Complex passwords and brute force
Now let’s assume an attacker got hold of your password’s hash. They can still try to guess the correct password by brute force. The amount of time needed depends largely on two factors:
- the number of possible password candidates
- speed and memory requirements of the password hashing scheme
The number of possible password candidates is controlled by the complexity of your password. The other factor is probably out of your reach when you are using an online service. It determines how many guesses an attacker can make per second. You want this to be slow. This is why we use Argon2 in KeePassXC 2.3 (or the older AES-KDF for KDBX 3.1 in KeePassXC 2.2).
A plain SHA-1 hash is fast and therefore not a good password hashing algorithm (and it also hasn’t aged well for other reasons).
Benchmarks suggest that an expensive and beefy modern GPU cluster can perform about 8.5 billion SHA-1 hashes per second (!). Such a cluster could generate all hashes of the whole Pwned database in 0.6 seconds.

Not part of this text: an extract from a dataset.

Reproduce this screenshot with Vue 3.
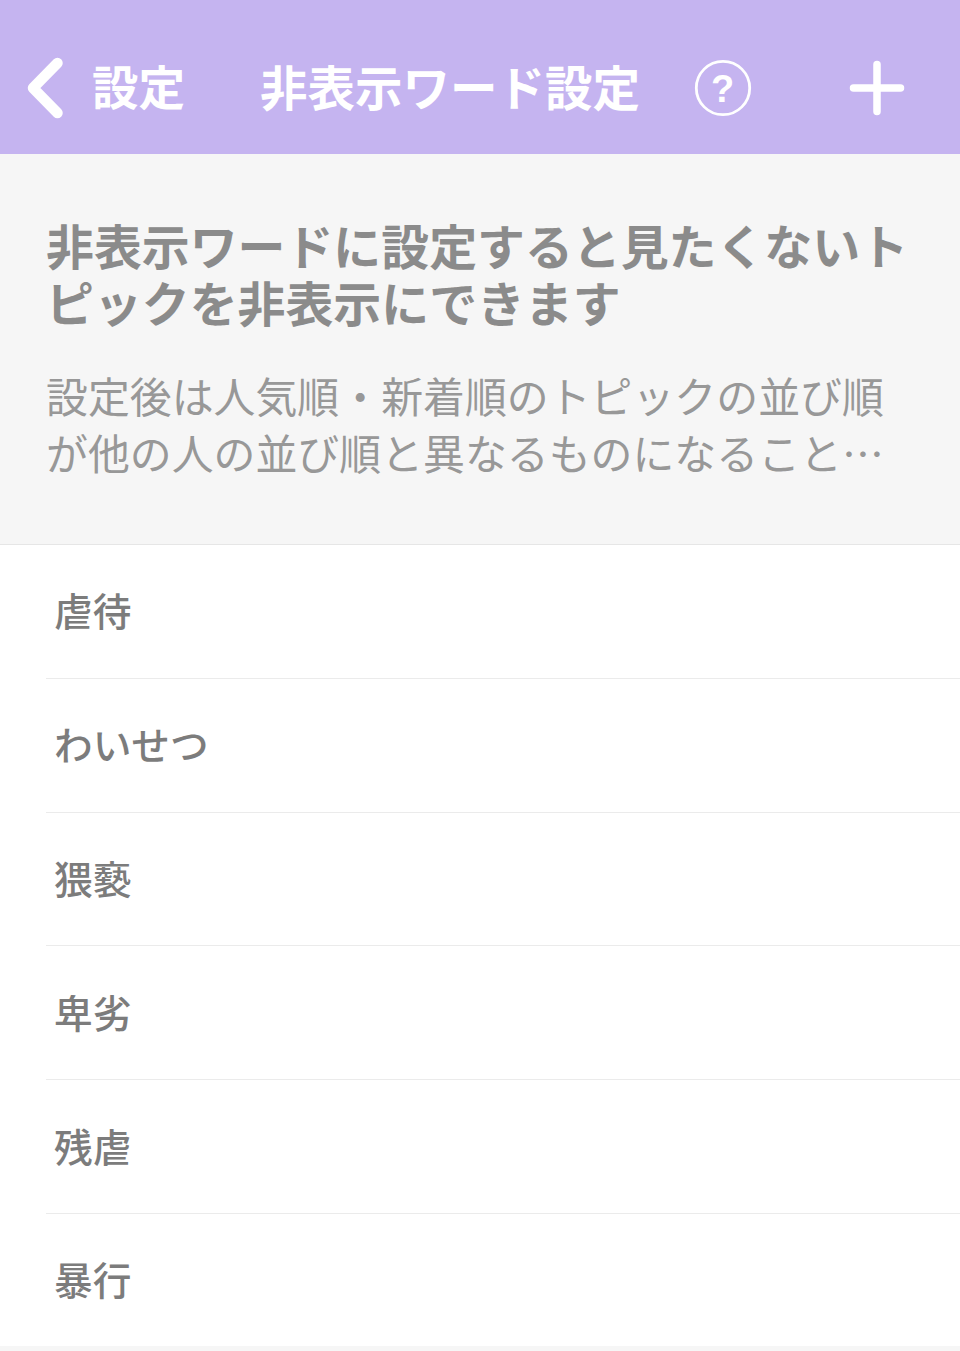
<script setup>
const words = ['虐待', 'わいせつ', '猥褻', '卑劣', '残虐', '暴行'];
</script>

<template>
    <div class="page">
        <header class="header">
            <div class="back">
                <svg class="chevron" width="44" height="68" viewBox="0 0 44 68">
                    <path d="M33.500 9 L9 34 L33.500 59" fill="none" stroke="#fff" stroke-width="10.500" stroke-linecap="round" stroke-linejoin="round" />
                </svg>
                <span class="back-label">設定</span>
            </div>
            <h1 class="title">非表示ワード設定</h1>
            <svg class="help" width="58" height="58" viewBox="0 0 58 58">
                <circle cx="29" cy="29" r="26.700" fill="none" stroke="#fff" stroke-width="2.800" />
                <text x="28.500" y="42.500" text-anchor="middle" fill="#fff" font-size="38" font-weight="700" font-family="Liberation Sans, sans-serif">?</text>
            </svg>
            <svg class="plus" width="56" height="56" viewBox="0 0 56 56">
                <path d="M28 4.500 V51.500 M4.500 28 H51.500" stroke="#fff" stroke-width="7.500" stroke-linecap="round" />
            </svg>
        </header>

        <section class="intro">
            <p class="lead">非表示ワードに設定すると見たくないトピックを非表示にできます</p>
            <p class="note">設定後は人気順・新着順のトピックの並び順が他の人の並び順と異なるものになること…</p>
        </section>

        <ul class="words">
            <li v-for="word in words" :key="word" class="word">
                <span>{{ word }}</span>
            </li>
        </ul>
    </div>
</template>

<style scoped>
.page {
    width: 960px;
    height: 1351px;
    overflow: hidden;
    background-color: #f6f6f6;
    font-family: "Noto Sans CJK JP", "Liberation Sans", sans-serif;
}

.header {
    display: flex;
    align-items: center;
    height: 154px;
    background-color: #c5b4f0;
    color: #fff;
    box-sizing: border-box;
    padding-top: 21px;
    padding-left: 24px;
}

.back {
    display: flex;
    align-items: center;
    width: 236px;
}

.chevron {
    flex-shrink: 0;
}

.back-label {
    margin-left: 24px;
    margin-bottom: 4px;
    font-size: 46.500px;
    font-weight: 700;
    line-height: 1;
}

.title {
    margin: 0 0 4px;
    width: 380px;
    font-size: 47.500px;
    font-weight: 700;
    line-height: 1;
    white-space: nowrap;
}

.help {
    margin-left: 54px;
}

.plus {
    margin-left: 97px;
}

.intro {
    box-sizing: border-box;
    height: 391px;
    padding: 62px 46px 0;
    border-bottom: 1.500px solid #e6e6e6;
}

.lead {
    margin: 0;
    font-size: 47.900px;
    font-weight: 700;
    line-height: 57px;
    color: #8b8b8b;
}

.note {
    margin: 36px 0 0;
    font-size: 41.900px;
    line-height: 57px;
    color: #989898;
}

.words {
    margin: 0;
    padding: 0;
    list-style: none;
    background-color: #fff;
}

.word {
    display: flex;
    align-items: center;
    box-sizing: border-box;
    height: 133.800px;
    margin-left: 46px;
    padding-left: 8px;
    padding-bottom: 4px;
    border-bottom: 1.500px solid #ebebeb;
    font-size: 38.700px;
    font-weight: 500;
    color: #7c7c7c;
}

.word:last-child {
    height: 132px;
    margin-left: 0;
    padding-left: 54px;
    border-bottom: none;
}
</style>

If we take our original 8-character password, it could generate all possible passwords in a little more than seven hours. And this is the worst-case estimate. On average, an attacker will find the correct password after 50% of the time, which is 3.5 hours. So take this into account the next time you think about sending your SHA-1 password hash to some online password database (even if it’s just the first 5 characters of the hash).
So what if we just increase our password size? We use a damn password manager, so why not just dial it up to 30 characters? This will create 62^30 ≈ 5.9 × 10^53 possible candidates. Testing all these at 8.5 billion hashes per second would take a rough 2.2 × 10^36 years. That’s about 159,594,201,897,441,234,244,091,519 times the age of the universe (take half of that to get from worst case to average, I’m being generous). I guess you can see that the chances of one of those passwords being in the Pwned database are very, veeeery low and that’s only with letters and numbers. If we take the full ASCII set (excluding the NULL character), we have 127^30 possible candidates, which is not quite the number of atoms in the universe, but at least Archimedes’ estimate of how many grains of sand would fill it.
If you made it to this point, then congratulations. Let me sum things up.
Checking your (strong) password against a database is only useful if (and that’s a very big if) your account was hacked and the service didn’t hash your password properly. But in that case, it’s almost certain that your username was leaked, too, so better check that against a database. It’s simply the more logical thing to do. If your account was hacked, but the service hashed and salted your password, you wouldn’t find it in a password database anyway, even if it were in there. On the other hand, you will always be able to find your username.